Das Precede:ON ist ein Designrad. Hier verschwinden die Züge des Lenkers im Kopf eines speziellen Lenkers. Das sieht super aus, heißt aber auch: Das Rad muss "passen". Hier sind spätere Umbauten schwierig, wenn nicht gar unmöglich und sie würden das Rad verunstalten. Es ist also nicht möglich, im Nachhinein, die Haltung zu verändern, indem ein höheren Vorbau oder ein anderer Lenker montiert werden. Anders als bei Kettenschaltungen kann man beim Riemen auch nicht einfach die Übersetzungen ändern. Ein Trick, mit dem man sonst ein Trekkingrad dazu bringen kann, Bergsteigungen zu bezwingen. In den kleineren Größen bis M wird das Rad mit einem 500 Wh-Akku ausgeliefert, bei den größeren Modellen passt der 625 Wh-Akku in den Rahmen. So erklärt sich auch der Preissprung von 200 Euro. Das Rad kann mit ausgebauten, aber auch mit eingebautem Akku geladen werden.
Für wen passt das Rad?
Man sollte sich hauptsächlich im urbanen Raum und nicht auf Feld und Wiesen bewegen, dazu die Kontrolle, Agilität und Sportlichkeit lieben. Vor allem aber sollte man sich in das Aussehen des Rades verlieben können. Welchen Sinn macht so ein durch-gestyltes Rad, wenn man Design nicht zu schätzen weiß? Wer den Look mag, wird von dem mühe- und lautlosen Gleiten, dass das Precede:ON ermöglicht, begeistert sein. Auf Wegen mit Pflaster haben wir die Federung nicht vermisst, auf Geländepfaden muss man mit so einem Rad natürlich konzentrierter fahren, als mit einem vollgefederten Mountainbike – aber es geht.

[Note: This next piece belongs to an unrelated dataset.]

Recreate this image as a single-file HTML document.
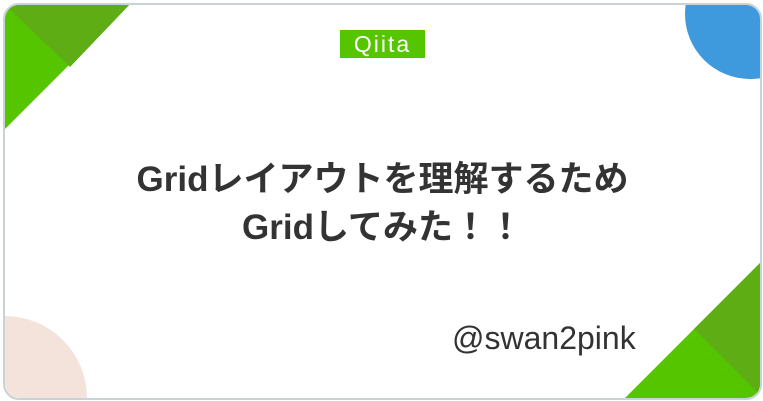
<!DOCTYPE html>
<html><head><meta charset="utf-8"><style>
html,body{margin:0;padding:0;width:763px;height:401px;background:#fff;overflow:hidden}
.card{position:absolute;left:3px;top:3px;width:755px;height:393px;border:2px solid #c9d1d9;border-radius:16px;overflow:hidden;background:#fff}
svg{position:absolute;left:-5px;top:-5px}
.logo{position:absolute;left:335px;top:25px;width:85px;height:28px;background:#55c500;color:#fff;font:500 23px "Liberation Sans",sans-serif;letter-spacing:2px;text-align:center;line-height:28px}
.t{position:absolute;left:0;width:755px;text-align:center;font:bold 35px/40px "Liberation Sans","Noto Sans CJK JP",sans-serif;color:#333;white-space:nowrap}
.a{position:absolute;left:447px;top:314px;font:500 32px/38px "Liberation Sans",sans-serif;color:#333}
</style></head><body>
<div class="card">
<svg width="762" height="400">
<polygon points="0,0 134,0 0,134" fill="#55c500"/>
<polygon points="0,0 134,0 70,67" fill="#5ead15"/>
<polygon points="625,398 763,260 763,398" fill="#55c500"/>
<polygon points="694,329 763,260 763,398" fill="#5ead15"/>
<circle cx="750" cy="14" r="65" fill="#3f99dd"/>
<circle cx="5" cy="398" r="82" fill="#f3e3da"/>
</svg>
<div class="logo">Qiita</div>
<div class="t" style="top:155px">Gridレイアウトを理解するため</div>
<div class="t" style="top:203px">Gridしてみた！！</div>
<div class="a">@swan2pink</div>
</div>
</body></html>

Es gibt viele Designräder, die auch toll aussehen, aber im Grunde mit aufgebohrter Chinatechnik arbeiten. Das Canyon sieht cool aus und nutzt dabei Komponenten von Top-Herstellern. Und das merkt man, die Leistungsfähigkeit des Boschmotors übersteigt die eines Bafang-Nabenmotors dann doch deutlich, das Gleiche gilt für Bremsen und das ausgezeichnete Licht. Am deutlichsten merkt man den Unterschied bei der stufenlosen Enviolo-Schaltung. Kurzum: Die Technik löst das Versprechen des Designs ein. Mit 3499 Euro für die Größe M ist das Precede:ON gewiss nicht spottbillig, aber hat einen sehr fairen Preis.